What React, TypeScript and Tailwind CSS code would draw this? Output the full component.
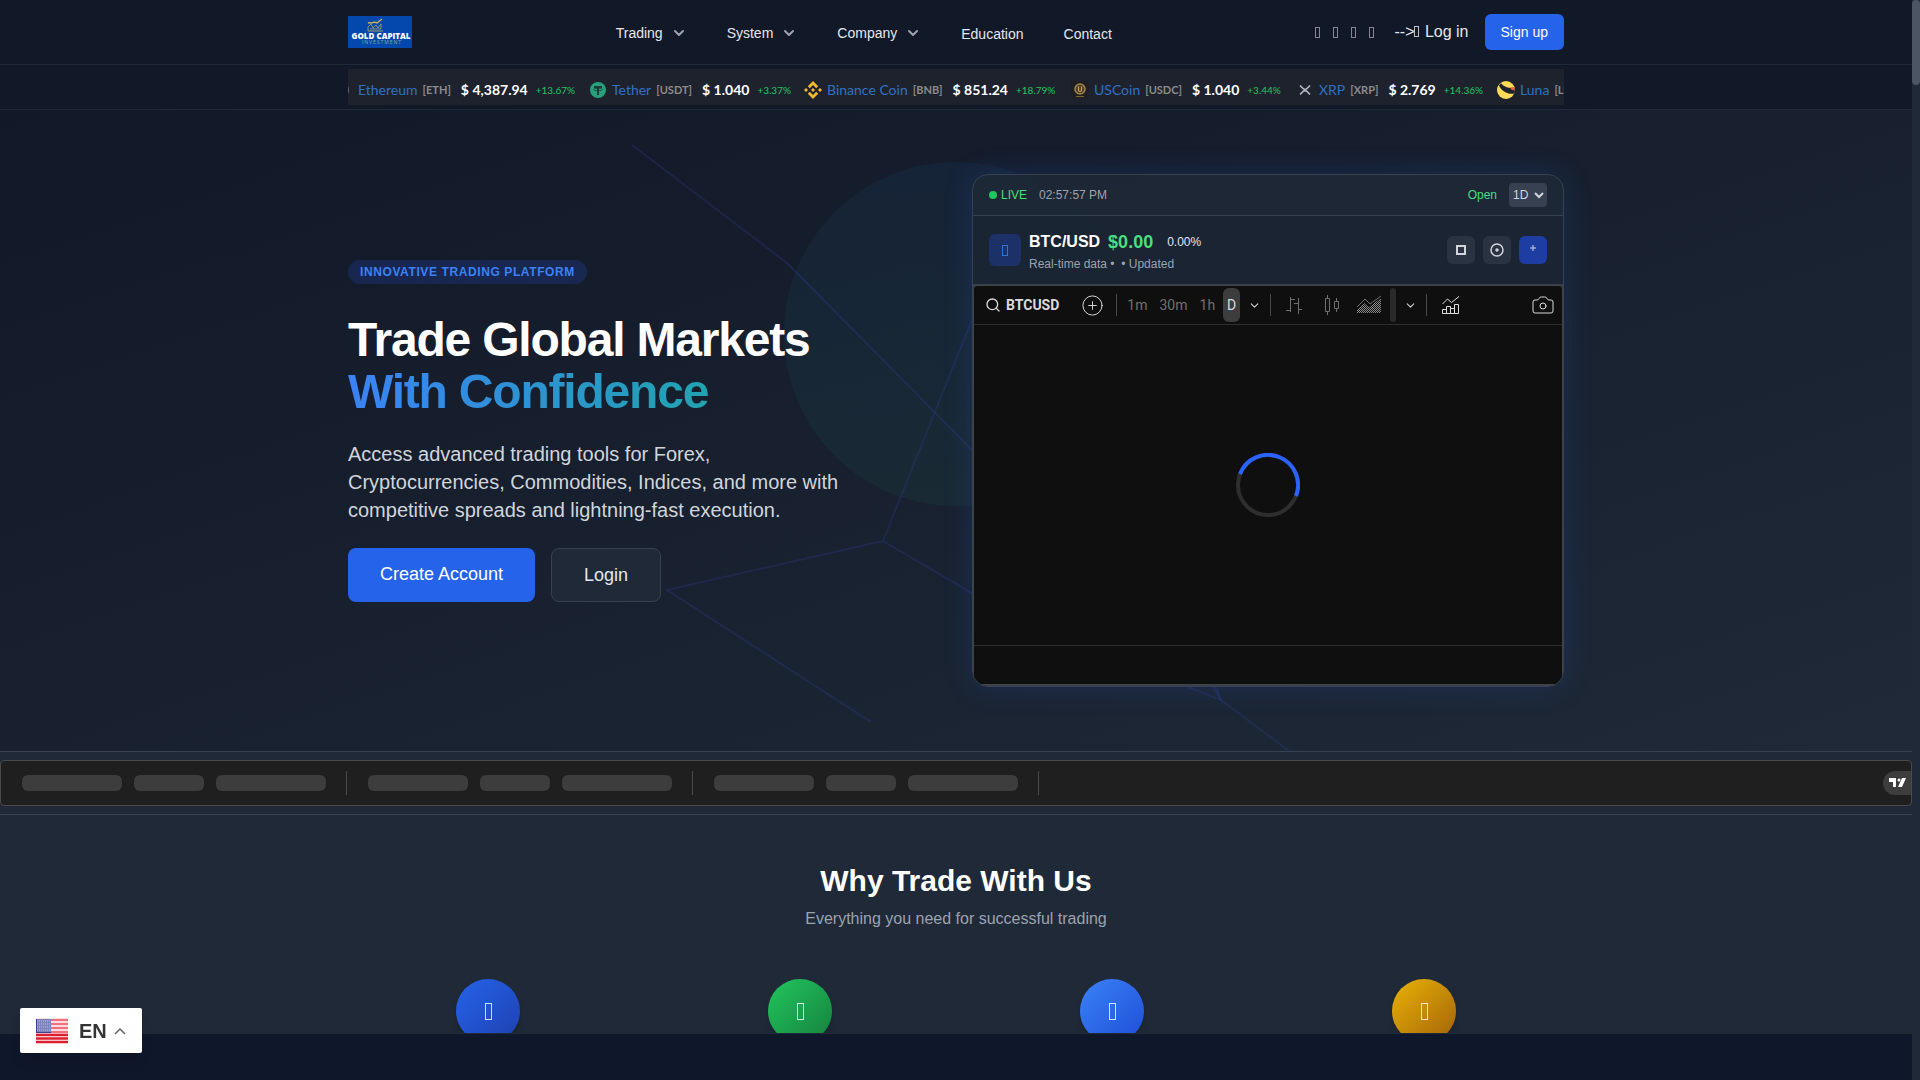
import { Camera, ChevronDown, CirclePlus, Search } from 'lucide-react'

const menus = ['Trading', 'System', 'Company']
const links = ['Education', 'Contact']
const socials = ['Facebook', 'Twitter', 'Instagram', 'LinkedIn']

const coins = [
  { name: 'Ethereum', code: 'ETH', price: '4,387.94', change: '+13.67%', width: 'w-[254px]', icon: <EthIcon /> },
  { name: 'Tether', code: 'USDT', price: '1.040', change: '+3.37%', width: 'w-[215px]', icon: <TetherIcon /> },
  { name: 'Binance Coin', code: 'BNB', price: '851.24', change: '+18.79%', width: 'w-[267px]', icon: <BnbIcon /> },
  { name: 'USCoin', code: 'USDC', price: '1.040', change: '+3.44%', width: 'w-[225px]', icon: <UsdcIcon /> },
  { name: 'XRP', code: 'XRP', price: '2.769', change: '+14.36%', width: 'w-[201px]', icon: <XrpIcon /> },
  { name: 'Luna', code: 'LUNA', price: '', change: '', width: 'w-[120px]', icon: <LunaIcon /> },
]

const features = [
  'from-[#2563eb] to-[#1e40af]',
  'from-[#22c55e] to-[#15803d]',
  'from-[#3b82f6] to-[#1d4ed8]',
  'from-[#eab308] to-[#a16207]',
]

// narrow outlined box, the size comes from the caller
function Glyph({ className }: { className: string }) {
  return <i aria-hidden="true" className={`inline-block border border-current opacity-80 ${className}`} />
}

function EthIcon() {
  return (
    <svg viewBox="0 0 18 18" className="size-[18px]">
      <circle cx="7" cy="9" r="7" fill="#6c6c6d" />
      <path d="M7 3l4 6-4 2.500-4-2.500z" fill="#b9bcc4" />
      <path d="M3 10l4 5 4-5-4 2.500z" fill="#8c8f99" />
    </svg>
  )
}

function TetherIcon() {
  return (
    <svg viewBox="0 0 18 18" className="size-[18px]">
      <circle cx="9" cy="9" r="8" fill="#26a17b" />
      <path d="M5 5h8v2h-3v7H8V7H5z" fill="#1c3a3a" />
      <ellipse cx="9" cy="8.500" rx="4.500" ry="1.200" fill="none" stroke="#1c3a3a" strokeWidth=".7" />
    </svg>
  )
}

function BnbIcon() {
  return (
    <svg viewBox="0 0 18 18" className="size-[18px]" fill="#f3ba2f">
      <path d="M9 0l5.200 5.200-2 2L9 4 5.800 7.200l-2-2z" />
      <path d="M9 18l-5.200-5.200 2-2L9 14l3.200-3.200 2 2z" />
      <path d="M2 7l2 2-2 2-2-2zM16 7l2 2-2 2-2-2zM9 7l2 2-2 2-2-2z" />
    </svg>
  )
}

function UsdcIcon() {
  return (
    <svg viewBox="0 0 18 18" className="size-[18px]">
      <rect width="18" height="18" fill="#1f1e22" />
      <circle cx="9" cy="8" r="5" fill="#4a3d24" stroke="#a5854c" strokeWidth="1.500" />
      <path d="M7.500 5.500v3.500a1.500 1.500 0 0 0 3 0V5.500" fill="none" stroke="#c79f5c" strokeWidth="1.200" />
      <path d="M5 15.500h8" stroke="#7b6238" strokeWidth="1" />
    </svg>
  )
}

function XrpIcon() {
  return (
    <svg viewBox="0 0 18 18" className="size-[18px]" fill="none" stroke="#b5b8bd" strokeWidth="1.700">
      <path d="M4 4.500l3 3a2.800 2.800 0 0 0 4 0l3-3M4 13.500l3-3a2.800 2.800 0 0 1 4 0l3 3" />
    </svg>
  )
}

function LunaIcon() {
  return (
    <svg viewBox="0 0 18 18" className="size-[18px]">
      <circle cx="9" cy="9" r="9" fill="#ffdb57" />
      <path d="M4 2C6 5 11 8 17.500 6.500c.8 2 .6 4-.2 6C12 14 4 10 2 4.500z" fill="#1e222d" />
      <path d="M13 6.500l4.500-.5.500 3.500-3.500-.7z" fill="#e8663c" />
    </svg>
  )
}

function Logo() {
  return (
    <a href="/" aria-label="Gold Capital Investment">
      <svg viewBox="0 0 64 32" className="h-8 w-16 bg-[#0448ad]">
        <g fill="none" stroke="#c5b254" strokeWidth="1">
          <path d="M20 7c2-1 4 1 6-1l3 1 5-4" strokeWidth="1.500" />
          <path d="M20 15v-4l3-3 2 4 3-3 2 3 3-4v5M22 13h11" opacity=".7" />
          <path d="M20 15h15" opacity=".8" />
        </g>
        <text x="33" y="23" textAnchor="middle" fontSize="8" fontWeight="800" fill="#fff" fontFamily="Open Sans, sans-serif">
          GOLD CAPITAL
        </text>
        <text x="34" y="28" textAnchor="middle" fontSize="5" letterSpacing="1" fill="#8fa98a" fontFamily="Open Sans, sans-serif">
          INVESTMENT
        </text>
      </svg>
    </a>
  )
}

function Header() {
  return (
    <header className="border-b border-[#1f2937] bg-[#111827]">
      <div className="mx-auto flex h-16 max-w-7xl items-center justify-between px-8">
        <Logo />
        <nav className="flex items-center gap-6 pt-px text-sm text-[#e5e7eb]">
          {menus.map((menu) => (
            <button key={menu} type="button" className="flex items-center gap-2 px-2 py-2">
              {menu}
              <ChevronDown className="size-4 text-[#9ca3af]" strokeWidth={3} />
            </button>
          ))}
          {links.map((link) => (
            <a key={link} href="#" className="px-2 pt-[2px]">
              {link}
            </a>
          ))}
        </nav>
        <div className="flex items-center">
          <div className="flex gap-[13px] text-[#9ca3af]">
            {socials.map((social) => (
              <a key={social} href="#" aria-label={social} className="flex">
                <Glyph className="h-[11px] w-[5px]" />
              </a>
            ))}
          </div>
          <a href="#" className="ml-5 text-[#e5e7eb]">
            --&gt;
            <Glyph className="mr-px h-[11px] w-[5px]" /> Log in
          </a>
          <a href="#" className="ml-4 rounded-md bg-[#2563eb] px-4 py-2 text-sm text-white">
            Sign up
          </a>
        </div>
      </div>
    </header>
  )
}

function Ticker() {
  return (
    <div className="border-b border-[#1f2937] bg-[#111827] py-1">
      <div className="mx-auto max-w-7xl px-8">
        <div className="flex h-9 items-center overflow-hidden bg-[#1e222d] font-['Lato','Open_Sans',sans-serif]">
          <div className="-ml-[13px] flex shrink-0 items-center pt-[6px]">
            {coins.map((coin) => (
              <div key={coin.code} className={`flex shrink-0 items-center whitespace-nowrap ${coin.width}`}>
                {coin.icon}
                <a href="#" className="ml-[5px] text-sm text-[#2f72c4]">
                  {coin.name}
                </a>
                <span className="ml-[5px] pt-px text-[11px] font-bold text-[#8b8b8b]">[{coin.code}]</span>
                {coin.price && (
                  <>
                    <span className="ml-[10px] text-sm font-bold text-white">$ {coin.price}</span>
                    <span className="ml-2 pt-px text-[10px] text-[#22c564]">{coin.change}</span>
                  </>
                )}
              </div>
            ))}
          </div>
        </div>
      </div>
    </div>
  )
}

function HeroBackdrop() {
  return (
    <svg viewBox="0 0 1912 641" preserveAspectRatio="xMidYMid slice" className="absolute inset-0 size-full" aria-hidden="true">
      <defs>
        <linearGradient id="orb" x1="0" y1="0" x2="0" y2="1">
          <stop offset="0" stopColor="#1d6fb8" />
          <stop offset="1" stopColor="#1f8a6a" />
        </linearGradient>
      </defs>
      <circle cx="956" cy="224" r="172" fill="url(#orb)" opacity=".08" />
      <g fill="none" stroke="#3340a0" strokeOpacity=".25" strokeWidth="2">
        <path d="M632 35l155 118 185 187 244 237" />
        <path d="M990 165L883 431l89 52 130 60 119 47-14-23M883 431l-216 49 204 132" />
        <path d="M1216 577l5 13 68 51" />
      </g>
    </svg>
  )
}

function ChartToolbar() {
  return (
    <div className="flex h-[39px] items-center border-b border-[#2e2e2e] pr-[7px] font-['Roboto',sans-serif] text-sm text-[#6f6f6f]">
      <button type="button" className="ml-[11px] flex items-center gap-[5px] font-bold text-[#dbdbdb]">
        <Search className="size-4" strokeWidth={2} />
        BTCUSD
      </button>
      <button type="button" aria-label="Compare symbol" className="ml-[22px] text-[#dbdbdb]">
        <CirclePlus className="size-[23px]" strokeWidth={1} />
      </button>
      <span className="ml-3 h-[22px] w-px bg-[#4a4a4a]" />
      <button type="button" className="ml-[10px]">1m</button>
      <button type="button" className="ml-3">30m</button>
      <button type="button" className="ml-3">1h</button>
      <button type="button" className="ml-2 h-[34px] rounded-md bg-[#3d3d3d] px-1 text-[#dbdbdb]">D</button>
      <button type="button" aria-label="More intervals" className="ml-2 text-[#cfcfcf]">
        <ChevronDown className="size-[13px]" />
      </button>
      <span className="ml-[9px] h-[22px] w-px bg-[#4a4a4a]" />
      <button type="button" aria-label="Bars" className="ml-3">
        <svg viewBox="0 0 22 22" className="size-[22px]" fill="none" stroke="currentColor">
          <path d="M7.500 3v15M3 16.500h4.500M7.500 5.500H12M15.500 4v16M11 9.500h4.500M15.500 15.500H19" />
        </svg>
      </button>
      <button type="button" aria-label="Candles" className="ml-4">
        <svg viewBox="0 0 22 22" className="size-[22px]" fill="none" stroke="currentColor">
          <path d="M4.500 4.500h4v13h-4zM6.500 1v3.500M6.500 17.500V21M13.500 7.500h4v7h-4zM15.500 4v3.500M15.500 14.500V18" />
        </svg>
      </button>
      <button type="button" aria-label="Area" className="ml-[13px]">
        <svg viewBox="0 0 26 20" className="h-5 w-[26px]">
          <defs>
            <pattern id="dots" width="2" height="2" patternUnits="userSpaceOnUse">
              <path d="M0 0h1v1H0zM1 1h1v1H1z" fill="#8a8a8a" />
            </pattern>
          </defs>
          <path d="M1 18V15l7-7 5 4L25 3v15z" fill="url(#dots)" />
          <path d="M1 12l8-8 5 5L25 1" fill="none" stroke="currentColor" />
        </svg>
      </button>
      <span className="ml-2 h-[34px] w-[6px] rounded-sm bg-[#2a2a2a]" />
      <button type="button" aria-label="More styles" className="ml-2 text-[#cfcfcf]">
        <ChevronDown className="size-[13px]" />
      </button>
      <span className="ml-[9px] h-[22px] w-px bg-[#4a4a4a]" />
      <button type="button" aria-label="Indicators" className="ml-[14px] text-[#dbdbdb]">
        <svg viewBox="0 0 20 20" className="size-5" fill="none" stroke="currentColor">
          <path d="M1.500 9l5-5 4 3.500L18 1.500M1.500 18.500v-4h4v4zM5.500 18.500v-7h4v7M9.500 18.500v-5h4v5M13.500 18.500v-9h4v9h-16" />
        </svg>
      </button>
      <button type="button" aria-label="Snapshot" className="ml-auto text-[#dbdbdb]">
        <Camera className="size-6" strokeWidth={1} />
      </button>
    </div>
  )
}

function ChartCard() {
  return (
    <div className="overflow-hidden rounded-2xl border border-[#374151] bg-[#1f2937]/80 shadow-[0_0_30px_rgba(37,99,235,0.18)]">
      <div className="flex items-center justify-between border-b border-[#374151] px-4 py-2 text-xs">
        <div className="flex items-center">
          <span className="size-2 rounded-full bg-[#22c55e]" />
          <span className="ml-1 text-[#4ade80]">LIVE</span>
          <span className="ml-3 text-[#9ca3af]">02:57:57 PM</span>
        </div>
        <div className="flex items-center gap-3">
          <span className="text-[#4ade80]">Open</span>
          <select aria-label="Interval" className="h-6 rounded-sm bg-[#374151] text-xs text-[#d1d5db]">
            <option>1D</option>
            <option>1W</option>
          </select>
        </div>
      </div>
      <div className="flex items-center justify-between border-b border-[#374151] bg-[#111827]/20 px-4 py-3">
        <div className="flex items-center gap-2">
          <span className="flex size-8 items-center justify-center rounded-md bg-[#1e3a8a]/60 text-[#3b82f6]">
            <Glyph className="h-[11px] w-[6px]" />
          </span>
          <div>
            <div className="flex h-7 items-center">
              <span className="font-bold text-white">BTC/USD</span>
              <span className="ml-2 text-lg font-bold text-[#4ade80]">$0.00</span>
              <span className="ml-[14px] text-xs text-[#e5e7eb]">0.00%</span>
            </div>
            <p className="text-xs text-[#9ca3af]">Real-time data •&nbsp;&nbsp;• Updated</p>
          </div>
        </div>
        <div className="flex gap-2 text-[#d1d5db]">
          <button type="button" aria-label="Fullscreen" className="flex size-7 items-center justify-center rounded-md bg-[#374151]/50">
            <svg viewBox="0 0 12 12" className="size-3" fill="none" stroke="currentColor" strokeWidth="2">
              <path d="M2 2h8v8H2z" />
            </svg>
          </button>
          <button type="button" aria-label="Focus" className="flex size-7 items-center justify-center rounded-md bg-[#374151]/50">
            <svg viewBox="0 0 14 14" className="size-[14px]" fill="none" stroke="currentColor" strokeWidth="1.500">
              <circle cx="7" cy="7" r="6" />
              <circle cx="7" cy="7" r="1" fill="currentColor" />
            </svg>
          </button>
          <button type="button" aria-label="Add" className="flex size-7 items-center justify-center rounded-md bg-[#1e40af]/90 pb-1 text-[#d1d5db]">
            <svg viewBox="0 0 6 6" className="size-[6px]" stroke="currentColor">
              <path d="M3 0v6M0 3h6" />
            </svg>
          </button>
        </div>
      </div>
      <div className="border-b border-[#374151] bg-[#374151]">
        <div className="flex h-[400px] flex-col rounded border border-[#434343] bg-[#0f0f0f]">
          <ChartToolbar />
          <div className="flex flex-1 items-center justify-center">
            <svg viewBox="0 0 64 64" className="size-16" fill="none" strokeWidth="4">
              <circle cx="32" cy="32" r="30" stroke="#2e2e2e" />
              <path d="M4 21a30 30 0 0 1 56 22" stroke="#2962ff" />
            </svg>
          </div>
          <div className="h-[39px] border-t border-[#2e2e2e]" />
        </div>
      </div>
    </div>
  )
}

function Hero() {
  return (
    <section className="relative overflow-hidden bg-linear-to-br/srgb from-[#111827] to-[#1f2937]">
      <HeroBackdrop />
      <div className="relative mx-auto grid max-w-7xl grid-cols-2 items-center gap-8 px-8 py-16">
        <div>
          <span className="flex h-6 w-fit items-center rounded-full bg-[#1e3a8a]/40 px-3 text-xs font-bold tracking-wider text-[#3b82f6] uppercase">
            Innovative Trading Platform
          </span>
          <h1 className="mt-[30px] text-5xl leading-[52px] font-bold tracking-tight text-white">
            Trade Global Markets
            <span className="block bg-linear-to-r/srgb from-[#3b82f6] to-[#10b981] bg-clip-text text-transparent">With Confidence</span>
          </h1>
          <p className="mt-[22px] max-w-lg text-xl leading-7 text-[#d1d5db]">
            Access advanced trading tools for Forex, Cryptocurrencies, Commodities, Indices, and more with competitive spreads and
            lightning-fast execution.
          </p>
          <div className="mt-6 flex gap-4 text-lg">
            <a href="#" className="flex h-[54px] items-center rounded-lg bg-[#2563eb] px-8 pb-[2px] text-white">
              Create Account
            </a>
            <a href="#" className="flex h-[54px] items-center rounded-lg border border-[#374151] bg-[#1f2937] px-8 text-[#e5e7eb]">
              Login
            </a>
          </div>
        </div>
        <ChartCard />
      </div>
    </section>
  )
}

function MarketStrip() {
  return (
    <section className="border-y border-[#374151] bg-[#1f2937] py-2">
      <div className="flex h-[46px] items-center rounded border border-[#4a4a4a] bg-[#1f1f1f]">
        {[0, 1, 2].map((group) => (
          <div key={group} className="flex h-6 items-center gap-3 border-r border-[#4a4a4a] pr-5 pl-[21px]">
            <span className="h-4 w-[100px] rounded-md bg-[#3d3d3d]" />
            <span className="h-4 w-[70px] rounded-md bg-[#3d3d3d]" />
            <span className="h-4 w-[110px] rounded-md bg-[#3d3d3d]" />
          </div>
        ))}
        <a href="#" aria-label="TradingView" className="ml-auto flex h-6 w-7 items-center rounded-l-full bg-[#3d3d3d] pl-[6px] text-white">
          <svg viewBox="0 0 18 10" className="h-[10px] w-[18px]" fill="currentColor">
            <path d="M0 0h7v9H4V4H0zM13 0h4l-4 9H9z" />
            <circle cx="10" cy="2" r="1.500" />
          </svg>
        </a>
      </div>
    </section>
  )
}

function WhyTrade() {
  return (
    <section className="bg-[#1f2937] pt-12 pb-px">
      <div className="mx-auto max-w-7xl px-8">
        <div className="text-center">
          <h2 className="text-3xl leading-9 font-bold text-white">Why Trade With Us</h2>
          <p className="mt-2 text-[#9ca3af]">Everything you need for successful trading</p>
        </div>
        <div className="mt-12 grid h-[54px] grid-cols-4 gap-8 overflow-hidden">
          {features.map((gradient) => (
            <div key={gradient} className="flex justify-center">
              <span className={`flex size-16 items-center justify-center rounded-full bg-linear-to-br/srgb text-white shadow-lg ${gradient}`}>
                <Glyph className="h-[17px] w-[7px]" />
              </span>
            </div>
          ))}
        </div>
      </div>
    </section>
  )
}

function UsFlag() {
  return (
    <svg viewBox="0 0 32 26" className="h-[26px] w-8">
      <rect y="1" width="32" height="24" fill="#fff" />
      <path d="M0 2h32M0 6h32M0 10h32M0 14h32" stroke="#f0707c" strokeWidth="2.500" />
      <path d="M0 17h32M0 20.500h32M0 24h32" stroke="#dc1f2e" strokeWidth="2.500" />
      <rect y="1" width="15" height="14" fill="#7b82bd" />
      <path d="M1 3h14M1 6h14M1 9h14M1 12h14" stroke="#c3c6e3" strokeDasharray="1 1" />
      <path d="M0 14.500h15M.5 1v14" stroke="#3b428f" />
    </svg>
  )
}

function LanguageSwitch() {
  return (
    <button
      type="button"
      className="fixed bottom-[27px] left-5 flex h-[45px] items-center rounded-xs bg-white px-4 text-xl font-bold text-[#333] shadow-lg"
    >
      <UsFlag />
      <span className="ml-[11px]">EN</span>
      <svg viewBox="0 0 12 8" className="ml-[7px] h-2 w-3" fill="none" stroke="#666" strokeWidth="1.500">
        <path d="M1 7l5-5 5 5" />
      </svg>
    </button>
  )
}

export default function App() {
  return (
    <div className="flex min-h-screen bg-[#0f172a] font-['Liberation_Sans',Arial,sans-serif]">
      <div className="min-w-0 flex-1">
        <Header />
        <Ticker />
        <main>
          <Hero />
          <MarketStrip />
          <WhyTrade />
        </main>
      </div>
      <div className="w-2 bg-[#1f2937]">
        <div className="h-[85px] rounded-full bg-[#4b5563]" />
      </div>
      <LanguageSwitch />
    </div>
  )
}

WHAT YOU NEED TO DO
Write out each line of the listing above, exactly, from its first line to the line holding "const socials = ['Facebook', 'Twitter', 'Instagram', 'LinkedIn']", inclusive. Skip the pictures.

SOLUTION BELOW
What React, TypeScript and Tailwind CSS code would draw this? Output the full component.
import { Camera, ChevronDown, CirclePlus, Search } from 'lucide-react'

const menus = ['Trading', 'System', 'Company']
const links = ['Education', 'Contact']
const socials = ['Facebook', 'Twitter', 'Instagram', 'LinkedIn']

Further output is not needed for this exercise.